By P.J. Huffstutter
CHICAGO (Reuters) – The Biden administration said on Monday it was awarding another $12 million in grants to upgrade and expand three meat and poultry processing facilities in the U.S. Midwest, as part of a broader $1 billion effort to encourage competition in a highly consolidated industry.
The three projects, funded by the U. S. Department of Agriculture, include a grant of nearly $9.6 million to expand poultry storage and processing capacity at International Food Solutions Inc in Ohio; a $1.5 million grant to upgrade and boost turkey processing at the grower-owned cooperative Michigan Turkey Producers; and a $962,954 grant to Benson & Turner Foods Inc, to build a cattle and hog processing plant on the White Earth Reservation in Minnesota.
The new grants are in addition to USDA awarding other allotments and loans in recent months, including $74 million to 22 companies through the agency’s Meat and Poultry Processing Expansion Program, funded through the 2021 American Rescue Plan Act.
The Biden administration’s efforts to boost meat processing capacity comes after COVID-19 infections among workers in large meat processing facilities snarled production during much of 2020, contributing to higher food prices.
Each of these projects “will provide additional competition for Farm Bureau members, additional value-added opportunity for producers and again more jobs in rural communities,” said Agriculture Secretary Tom Vilsack, speaking at the American Farm Bureau Federation convention in Puerto Rico.

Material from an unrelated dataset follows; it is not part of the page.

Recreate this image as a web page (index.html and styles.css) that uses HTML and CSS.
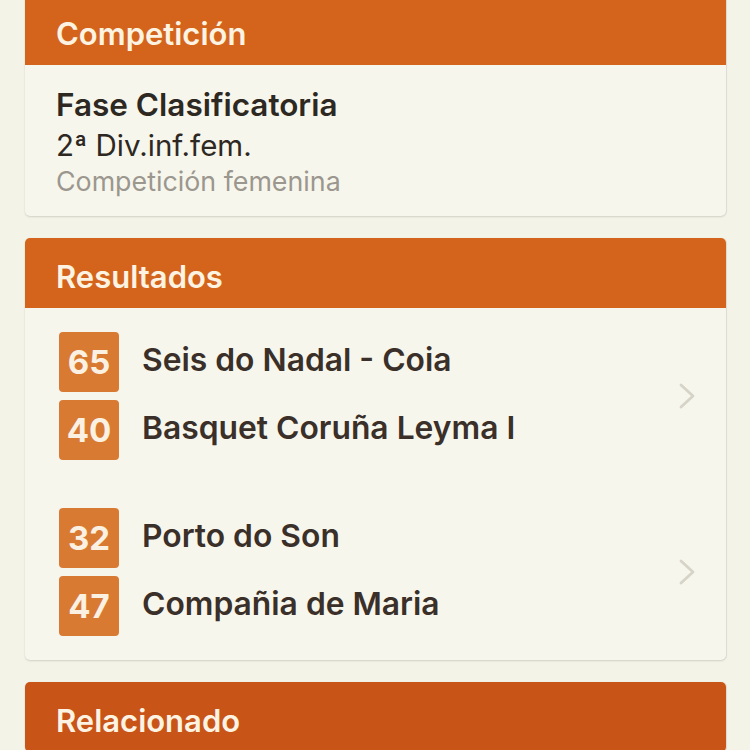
FILE: index.html
```html
<!DOCTYPE html>
<html lang="es">
<head>
    <meta charset="UTF-8">
    <meta name="viewport" content="width=device-width, initial-scale=1.0">
    <title>Competición</title>
    <link rel="stylesheet" href="styles.css">
</head>
<body>
    <div class="page">
        <div class="card">
            <div class="card-head">Competición</div>
            <div class="card-body info">
                <div class="info-title">Fase Clasificatoria</div>
                <div class="info-sub">2ª Div.inf.fem.</div>
                <div class="info-note">Competición femenina</div>
            </div>
        </div>

        <div class="card">
            <div class="card-head">Resultados</div>
            <div class="card-body results">
                <div class="match">
                    <div class="teams">
                        <div class="team"><span class="score">65</span><span class="name">Seis do Nadal - Coia</span></div>
                        <div class="team"><span class="score">40</span><span class="name">Basquet Coruña Leyma I</span></div>
                    </div>
                    <svg class="chevron" width="16" height="26" viewBox="0 0 16 26">
                        <path d="M2 2 L14 13 L2 24" fill="none" stroke="#d6d4c9" stroke-width="2.8" stroke-linecap="round" stroke-linejoin="round"/>
                    </svg>
                </div>
                <div class="match">
                    <div class="teams">
                        <div class="team"><span class="score">32</span><span class="name">Porto do Son</span></div>
                        <div class="team"><span class="score">47</span><span class="name">Compañia de Maria</span></div>
                    </div>
                    <svg class="chevron" width="16" height="26" viewBox="0 0 16 26">
                        <path d="M2 2 L14 13 L2 24" fill="none" stroke="#d6d4c9" stroke-width="2.8" stroke-linecap="round" stroke-linejoin="round"/>
                    </svg>
                </div>
            </div>
        </div>

        <div class="card">
            <div class="card-head dark">Relacionado</div>
            <div class="card-body"></div>
        </div>
    </div>
</body>
</html>
```
FILE: styles.css
```css
body {
    margin: 0;
    background-color: #f4f3e8;
    font-family: Inter, "Noto Sans", sans-serif;
    color: #352d27;
}

.page {
    margin-top: -5px;
    padding: 0 24px 0 25px;
}

.card {
    background-color: #f7f6ec;
    border-radius: 5px;
    box-shadow: 0 1px 2px rgba(0, 0, 0, 0.14), 1px 0 1px rgba(0, 0, 0, 0.06);
    margin-bottom: 22px;
    overflow: hidden;
}

.card-head {
    height: 70px;
    box-sizing: border-box;
    padding: 6px 0 0 31px;
    display: flex;
    align-items: center;
    background-color: #d4641b;
    color: #fcf3e2;
    font-size: 31px;
    font-weight: 600;
}

.card-head.dark {
    background-color: #c95418;
}

/* bloque competicion */
.info {
    padding: 20px 31px 19px;
}

.info-title {
    font-size: 31.5px;
    font-weight: 600;
    line-height: 40px;
    color: #2e2823;
}

.info-sub {
    font-size: 29.5px;
    line-height: 40px;
    color: #2e2823;
}

.info-note {
    font-size: 26.8px;
    line-height: 32px;
    color: #9b978f;
}

/* resultados */
.results {
    padding: 24px 31px 24px 34px;
    display: flex;
    flex-direction: column;
    gap: 48px;
}

.match {
    display: flex;
    align-items: center;
    justify-content: space-between;
}

.teams {
    display: flex;
    flex-direction: column;
    gap: 8px;
}

.team {
    display: flex;
    align-items: center;
    gap: 23px;
}

.score {
    width: 60px;
    height: 60px;
    border-radius: 4px;
    background-color: #d97a33;
    color: #fbf1e2;
    font-size: 33px;
    font-weight: 700;
    display: flex;
    align-items: center;
    justify-content: center;
}

.name {
    font-size: 31.8px;
    font-weight: 600;
    color: #3a3029;
    margin-top: -6px;
}

.chevron {
    flex: none;
}
```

Market concentration in meat processing has been a concern of Biden’s agriculture department. Four companies slaughtered around 85% of U.S. grain-fattened cattle in 2018, according to the USDA’s most recent data.
In a recorded message played at the convention, President Joe Biden said his administration is “here to continue to promote competition” in the sector, including “a $1 billion increase in meat processing capacity.”